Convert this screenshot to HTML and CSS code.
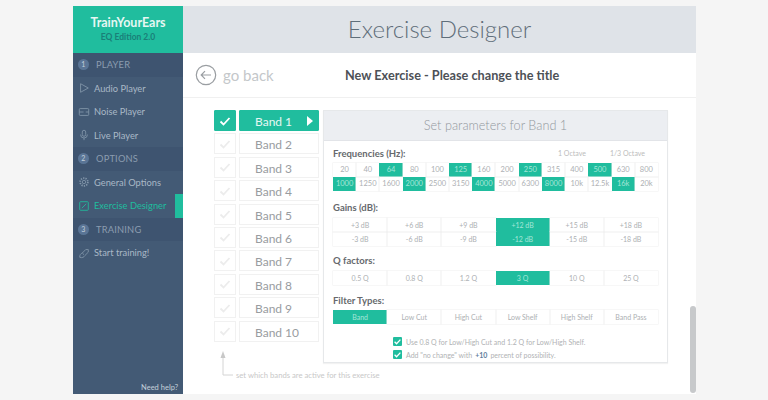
FILE: index.html
```html
<!DOCTYPE html>
<html lang="en">
<head>
  <meta charset="UTF-8" />
  <title>TrainYourEars - Exercise Designer</title>
  <link rel="stylesheet" href="styles.css">
</head>
<body>
  <div class="app">
    <!-- sidebar -->
    <aside class="sidebar">
      <div class="brand">
        <div class="brand-name">TrainYourEars</div>
        <div class="brand-sub">EQ Edition 2.0</div>
      </div>
      <div class="section"><span class="num">1</span>PLAYER</div>
      <div class="item">
        <svg class="ico" viewBox="0 0 14 14"><path d="M3 2l9 5-9 5z"/></svg>Audio Player
      </div>
      <div class="item">
        <svg class="ico" viewBox="0 0 14 14"><rect x="1.5" y="3" width="11" height="8" rx="1"/><path d="M1.5 7h5M9 7h3.5"/></svg>Noise Player
      </div>
      <div class="item">
        <svg class="ico" viewBox="0 0 14 14"><rect x="5" y="1.5" width="4" height="7" rx="2"/><path d="M3 6.5a4 4 0 0 0 8 0M7 10.5V13"/></svg>Live Player
      </div>
      <div class="section"><span class="num">2</span>OPTIONS</div>
      <div class="item">
        <svg class="ico" viewBox="0 0 14 14"><circle cx="7" cy="7" r="2"/><circle cx="7" cy="7" r="4.5" stroke-width="2" stroke-dasharray="1.5 1.3"/></svg>General Options
      </div>
      <div class="item active">
        <svg class="ico" viewBox="0 0 14 14"><rect x="2" y="2" width="10" height="10" rx="1"/><path d="M4.5 9.5l5-5"/></svg>Exercise Designer
      </div>
      <div class="section"><span class="num">3</span>TRAINING</div>
      <div class="item">
        <svg class="ico" viewBox="0 0 14 14"><path d="M2 12c0-3 1-4 3-5l4-4h3v3l-4 4c-1 2-3 3-6 2zM5 7l2 2"/></svg>Start training!
      </div>
      <div class="help">Need help?</div>
    </aside>

    <main class="main">
      <header class="topbar">Exercise Designer</header>
      <div class="subbar">
        <div class="back">
          <svg class="back-ico" viewBox="0 0 22 22"><circle cx="11" cy="11" r="9.7"/><path d="M16 11H6.5M10 7.2L6.2 11l3.8 3.8"/></svg>
          go back
        </div>
        <div class="ex-title">New Exercise - Please change the title</div>
      </div>

      <div class="content">
        <div class="bands">
          <div class="band-row on">
            <span class="tick"><svg viewBox="0 0 14 14"><path d="M2.5 7.5l3 3 6-6.5"/></svg></span>
            <span class="band">Band 1<i class="arrow"></i></span>
          </div>
          <div class="band-row">
            <span class="tick"><svg viewBox="0 0 14 14"><path d="M2.5 7.5l3 3 6-6.5"/></svg></span>
            <span class="band">Band 2</span>
          </div>
          <div class="band-row">
            <span class="tick"><svg viewBox="0 0 14 14"><path d="M2.5 7.5l3 3 6-6.5"/></svg></span>
            <span class="band">Band 3</span>
          </div>
          <div class="band-row">
            <span class="tick"><svg viewBox="0 0 14 14"><path d="M2.5 7.5l3 3 6-6.5"/></svg></span>
            <span class="band">Band 4</span>
          </div>
          <div class="band-row">
            <span class="tick"><svg viewBox="0 0 14 14"><path d="M2.5 7.5l3 3 6-6.5"/></svg></span>
            <span class="band">Band 5</span>
          </div>
          <div class="band-row">
            <span class="tick"><svg viewBox="0 0 14 14"><path d="M2.5 7.5l3 3 6-6.5"/></svg></span>
            <span class="band">Band 6</span>
          </div>
          <div class="band-row">
            <span class="tick"><svg viewBox="0 0 14 14"><path d="M2.5 7.5l3 3 6-6.5"/></svg></span>
            <span class="band">Band 7</span>
          </div>
          <div class="band-row">
            <span class="tick"><svg viewBox="0 0 14 14"><path d="M2.5 7.5l3 3 6-6.5"/></svg></span>
            <span class="band">Band 8</span>
          </div>
          <div class="band-row">
            <span class="tick"><svg viewBox="0 0 14 14"><path d="M2.5 7.5l3 3 6-6.5"/></svg></span>
            <span class="band">Band 9</span>
          </div>
          <div class="band-row">
            <span class="tick"><svg viewBox="0 0 14 14"><path d="M2.5 7.5l3 3 6-6.5"/></svg></span>
            <span class="band">Band 10</span>
          </div>
          <div class="hint">
            <svg class="hint-arrow" viewBox="0 0 14 29"><path class="hint-line" d="M4 6v18h10"/><path class="hint-head" d="M4 0l2.5 7h-5z"/></svg>
            <span>set which bands are active for this exercise</span>
          </div>
        </div>

        <section class="panel">
          <div class="panel-head">Set parameters for Band 1</div>
          <div class="panel-body">
            <div class="label-row">
              <span class="label">Frequencies (Hz):</span>
              <span class="octaves"><span>1 Octave</span><span>1/3 Octave</span></span>
            </div>
            <div class="grid freq">
              <span>20</span><span>40</span><span class="sel">64</span><span>80</span><span>100</span><span class="sel">125</span><span>160</span><span>200</span><span class="sel">250</span><span>315</span><span>400</span><span class="sel">500</span><span>630</span><span>800</span>
              <span class="sel">1000</span><span>1250</span><span>1600</span><span class="sel">2000</span><span>2500</span><span>3150</span><span class="sel">4000</span><span>5000</span><span>6300</span><span class="sel">8000</span><span>10k</span><span>12.5k</span><span class="sel">16k</span><span>20k</span>
            </div>

            <div class="label gains-label">Gains (dB):</div>
            <div class="grid six">
              <span>+3 dB</span><span>+6 dB</span><span>+9 dB</span><span class="sel">+12 dB</span><span>+15 dB</span><span>+18 dB</span>
              <span>-3 dB</span><span>-6 dB</span><span>-9 dB</span><span class="sel">-12 dB</span><span>-15 dB</span><span>-18 dB</span>
            </div>

            <div class="label q-label">Q factors:</div>
            <div class="grid six">
              <span>0.5 Q</span><span>0.8 Q</span><span>1.2 Q</span><span class="sel">3 Q</span><span>10 Q</span><span>25 Q</span>
            </div>

            <div class="label filter-label">Filter Types:</div>
            <div class="grid six">
              <span class="sel">Band</span><span>Low Cut</span><span>High Cut</span><span>Low Shelf</span><span>High Shelf</span><span>Band Pass</span>
            </div>

            <div class="opts">
              <div class="opt"><span class="box"><svg viewBox="0 0 14 14"><path d="M2.5 7.5l3 3 6-6.5"/></svg></span>Use 0.8 Q for Low/High Cut and 1.2 Q for Low/High Shelf.</div>
              <div class="opt"><span class="box"><svg viewBox="0 0 14 14"><path d="M2.5 7.5l3 3 6-6.5"/></svg></span>Add "no change" with <b>+10</b> percent of possibility.</div>
            </div>
          </div>
        </section>
      </div>
      <div class="scrollbar"></div>
    </main>
  </div>
</body>
</html>
```

FILE: styles.css
```css
/* page */
body {
  margin: 0;
  background: #f5f5f5;
  font-family: Lato, "Open Sans", sans-serif;
  color: #555;
  overflow: hidden;
}
.app {
  display: flex;
  width: 623px;
  height: 388px;
  margin: 6px 0 0 73px;
  background: #fff;
}

/* sidebar */
.sidebar {
  width: 110px;
  flex: none;
  display: flex;
  flex-direction: column;
  background: #435a75;
  color: #a9b8c6;
  font-size: 9.3px;
}
.brand {
  height: 47px;
  box-sizing: border-box;
  padding-top: 9px;
  background: #20bd9e;
  text-align: center;
}
.brand-name {
  font-size: 12.5px;
  font-weight: 700;
  line-height: 15px;
  color: #e6f7f3;
}
.brand-sub {
  font-size: 8.5px;
  font-weight: 700;
  line-height: 15px;
  color: #1a7f78;
}
.section, .item {
  height: 23.5px;
  display: flex;
  align-items: center;
  flex: none;
}
.section {
  background: #3e5470;
  color: #8b9caf;
  padding-left: 5px;
  letter-spacing: 0.2px;
}
.num {
  width: 11px;
  height: 11px;
  margin-right: 7px;
  border-radius: 50%;
  background: #5a7596;
  color: #c3cfdb;
  font-size: 7px;
  line-height: 11px;
  text-align: center;
}
.item {
  padding-left: 5px;
}
.ico {
  width: 12px;
  height: 12px;
  margin-right: 4px;
  fill: none;
  stroke: #8296aa;
  stroke-width: 1;
}
.item.active {
  color: #20bd9e;
  box-shadow: inset -8px 0 0 #20bd9e;
}
.item.active .ico {
  stroke: #20bd9e;
}
.help {
  margin-top: auto;
  padding: 0 5px 2px 0;
  text-align: right;
  font-size: 7.5px;
  color: #c4d0da;
}

/* main column */
.main {
  flex: 1;
  position: relative;
  min-width: 0;
}
.topbar {
  height: 47px;
  background: #dfe3e8;
  color: #5f6e7a;
  font-size: 24px;
  font-weight: 300;
  line-height: 46px;
  text-align: center;
}
.subbar {
  height: 45px;
  display: flex;
  align-items: center;
  border-bottom: 1px solid #f0f0f0;
  box-sizing: border-box;
  padding-left: 12px;
}
.back {
  width: 150px;
  display: flex;
  align-items: center;
  gap: 6px;
  font-size: 15px;
  color: #c4c7ca;
}
.back-ico {
  width: 22px;
  height: 22px;
  fill: none;
  stroke: #9a9ea2;
  stroke-width: 1.2;
}
.ex-title {
  font-size: 12.7px;
  font-weight: 700;
  color: #4d5157;
}
.content {
  display: flex;
  gap: 4px;
  padding: 12px 0 0 31px;
}

/* band list */
.bands {
  width: 105px;
  display: flex;
  flex-direction: column;
  gap: 2.4px;
}
.band-row {
  display: flex;
  gap: 3px;
  height: 21px;
}
.tick {
  width: 20px;
  flex: none;
  display: flex;
  align-items: center;
  justify-content: center;
  border: 1px solid #f1f1f1;
}
.tick svg {
  width: 14px;
  height: 14px;
  fill: none;
  stroke: #ececec;
  stroke-width: 1.8;
}
.band {
  flex: 1;
  position: relative;
  padding-left: 15px;
  border: 1px solid #f1f1f1;
  font-size: 12px;
  line-height: 21px;
  color: #999c9f;
}
.on .tick, .on .band {
  background: #20bd9e;
  border-color: #20bd9e;
  color: #e6f7f3;
  border-radius: 1px;
}
.on .tick svg {
  stroke: #fff;
}
.arrow {
  position: absolute;
  right: 5px;
  top: 5px;
  border-left: 6px solid #fff;
  border-top: 5px solid transparent;
  border-bottom: 5px solid transparent;
}
.hint {
  display: flex;
  align-items: flex-end;
  gap: 3px;
  height: 29px;
  margin-top: 7.5px;
  padding-left: 5px;
  font-size: 7.7px;
  line-height: 10px;
  color: #c8c8c8;
  white-space: nowrap;
}
.hint-arrow {
  width: 14px;
  height: 29px;
  flex: none;
}
.hint-line {
  fill: none;
  stroke: #d4d4d4;
}
.hint-head {
  fill: #c8c8c8;
}

/* parameters panel */
.panel {
  width: 345px;
  height: 253px;
  box-sizing: border-box;
  border: 1px solid #e6e8ea;
  box-shadow: 0 1px 1px rgba(0,0,0,0.05);
}
.panel-head {
  height: 29px;
  background: #eceef2;
  border-bottom: 1px solid #e2e4e8;
  color: #93989e;
  font-size: 12.7px;
  font-weight: 300;
  line-height: 29px;
  text-align: center;
}
.panel-body {
  padding: 6px 9px 0;
}
.label {
  font-size: 9.5px;
  font-weight: 700;
  line-height: 14px;
  color: #66696d;
}
.label-row {
  display: flex;
  justify-content: space-between;
  height: 16px;
}
.octaves {
  display: flex;
  gap: 24px;
  padding-right: 13px;
  font-size: 7px;
  line-height: 12px;
  color: #bcbcbc;
}
.grid {
  display: grid;
  grid-auto-rows: 14px;
  font-size: 7px;
  color: #adb0b3;
  text-align: center;
}
.grid span {
  line-height: 14px;
  box-shadow: 0 0 0 0.5px #eeeeee;
}
.grid .sel {
  background: #20bd9e;
  color: #a5e6d8;
  box-shadow: none;
}
.freq {
  grid-template-columns: repeat(14, 1fr);
  font-size: 7.5px;
}
.six {
  grid-template-columns: repeat(6, 1fr);
}
.gains-label { margin: 10px 0 3px; }
.q-label { margin: 8px 0 3px; }
.filter-label { margin: 9px 0 2px; }

/* options under the grids */
.opts {
  margin-top: 11px;
  padding-left: 60px;
  font-size: 7px;
  color: #b0b2b4;
}
.opt {
  display: flex;
  align-items: center;
  height: 13px;
}
.box {
  width: 9px;
  height: 9px;
  margin-right: 4px;
  background: #20bd9e;
  border-radius: 1px;
  display: flex;
}
.box svg {
  fill: none;
  stroke: #fff;
  stroke-width: 2;
}
.opt b {
  margin: 0 3px;
  color: #5f7d9c;
}

.scrollbar {
  position: absolute;
  right: 0;
  top: 300px;
  bottom: 1px;
  width: 6px;
  background: #c7c9cb;
  border-radius: 3px;
}
```
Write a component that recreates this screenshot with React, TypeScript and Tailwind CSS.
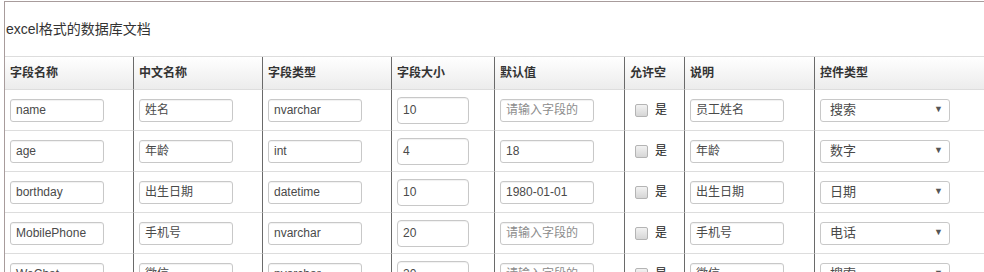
import React from "react";

type Row = {
    field: string;
    cn: string;
    type: string;
    size: string;
    def: string;
    desc: string;
    ctrl: string;
};

const rows: Row[] = [
    { field: "name", cn: "姓名", type: "nvarchar", size: "10", def: "", desc: "员工姓名", ctrl: "搜索" },
    { field: "age", cn: "年龄", type: "int", size: "4", def: "18", desc: "年龄", ctrl: "数字" },
    { field: "borthday", cn: "出生日期", type: "datetime", size: "10", def: "1980-01-01", desc: "出生日期", ctrl: "日期" },
    { field: "MobilePhone", cn: "手机号", type: "nvarchar", size: "20", def: "", desc: "手机号", ctrl: "电话" },
    { field: "WeChat", cn: "微信", type: "nvarchar", size: "20", def: "", desc: "微信", ctrl: "搜索" },
];

const headers = ["字段名称", "中文名称", "字段类型", "字段大小", "默认值", "允许空", "说明", "控件类型"];

const gridCols = "grid grid-cols-[129px_129px_129px_103px_130px_60px_130px_1fr]";

// plain text box, like the old bootstrap-ish inputs
function TextBox({ value, placeholder, wide }: { value: string; placeholder?: string; wide?: boolean }) {
    const empty = value === "";
    return (
        <div
            className={
                wide
                    ? "w-[72px] h-[27px] border border-[#c8c8c8] rounded-[4px] pl-[5px] flex items-center text-[12px] text-[#4a4a4a] shadow-[inset_0_1px_1px_rgba(0,0,0,0.06)]"
                    : "w-[94px] h-[23px] border border-[#c8c8c8] rounded-[3px] pl-[5px] flex items-center text-[12px] shadow-[inset_0_1px_1px_rgba(0,0,0,0.06)] whitespace-nowrap overflow-hidden " +
                      (empty ? "text-[#8c8c8c]" : "text-[#4a4a4a]")
            }
        >
            {empty ? placeholder : value}
        </div>
    );
}

export default function App() {
    return (
        <div
            className="w-[984px] h-[272px] overflow-hidden bg-white pt-px"
            style={{ fontFamily: '"Liberation Sans", "Noto Sans CJK SC", sans-serif' }}
        >
            <div className="ml-[4px] border-l border-t border-[#a89c9c]">
                {/* Title */}
                <div className="h-[54px] flex items-center pl-px text-[14px] text-[#333]">
                    excel格式的数据库文档
                </div>

                {/* Header */}
                <div className={gridCols + " border-t border-[#dddddd]"}>
                    {headers.map((h, i) => (
                        <div
                            key={h}
                            className={
                                "h-[33px] flex items-center pl-[5px] text-[12px] font-bold text-[#333] border-b border-b-[#dddddd] bg-gradient-to-b from-white to-[#ececec] " +
                                (i < headers.length - 1 ? "border-r border-r-[#6a6a6a]" : "")
                            }
                        >
                            {h}
                        </div>
                    ))}
                </div>

                {/* Rows */}
                {rows.map((r) => (
                    <div key={r.field} className={gridCols}>
                        <div className="h-[41px] flex items-center pl-[5px] border-b border-b-[#dddddd] border-r border-r-[#6a6a6a]">
                            <TextBox value={r.field} />
                        </div>
                        <div className="h-[41px] flex items-center pl-[5px] border-b border-b-[#dddddd] border-r border-r-[#6a6a6a]">
                            <TextBox value={r.cn} />
                        </div>
                        <div className="h-[41px] flex items-center pl-[5px] border-b border-b-[#dddddd] border-r border-r-[#6a6a6a]">
                            <TextBox value={r.type} />
                        </div>
                        <div className="h-[41px] flex items-center pl-[5px] border-b border-b-[#dddddd] border-r border-r-[#6a6a6a]">
                            <TextBox value={r.size} wide />
                        </div>
                        <div className="h-[41px] flex items-center pl-[5px] border-b border-b-[#dddddd] border-r border-r-[#6a6a6a]">
                            <TextBox value={r.def} placeholder="请输入字段的" />
                        </div>
                        <div className="h-[41px] flex items-center pl-[10px] gap-[7px] border-b border-b-[#dddddd] border-r border-r-[#6a6a6a]">
                            <div className="w-[13px] h-[13px] rounded-[2px] border border-[#b4b4b4] bg-gradient-to-b from-[#f2f2f2] to-[#d6d6d6]"></div>
                            <span className="text-[12px] text-[#222]">是</span>
                        </div>
                        <div className="h-[41px] flex items-center pl-[5px] border-b border-b-[#dddddd] border-r border-r-[#6a6a6a]">
                            <TextBox value={r.desc} />
                        </div>
                        <div className="h-[41px] flex items-center pl-[5px] border-b border-b-[#dddddd]">
                            <div className="w-[130px] h-[23px] border border-[#c8c8c8] rounded-[3px] pl-[9px] pr-[6px] flex items-center justify-between text-[13px] text-[#4a4a4a]">
                                <span>{r.ctrl}</span>
                                <span className="text-[9px] text-[#555]">▼</span>
                            </div>
                        </div>
                    </div>
                ))}
            </div>
        </div>
    );
}
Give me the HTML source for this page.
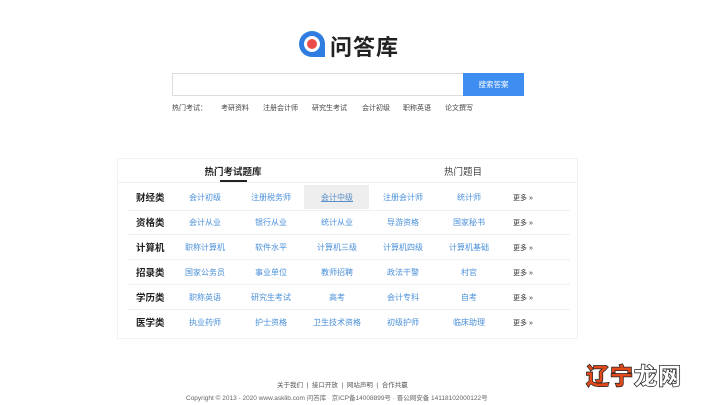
################
§ **GIVEN PROBLEM**
From the records above, pull out every line containing the word "with".

§ **THE RESPONSE**
              <div class="opt"><span class="box"><svg viewBox="0 0 14 14"><path d="M2.5 7.5l3 3 6-6.5"/></svg></span>Add "no change" with <b>+10</b> percent of possibility.</div>
Write a component that recreates this screenshot with React, TypeScript and Tailwind CSS.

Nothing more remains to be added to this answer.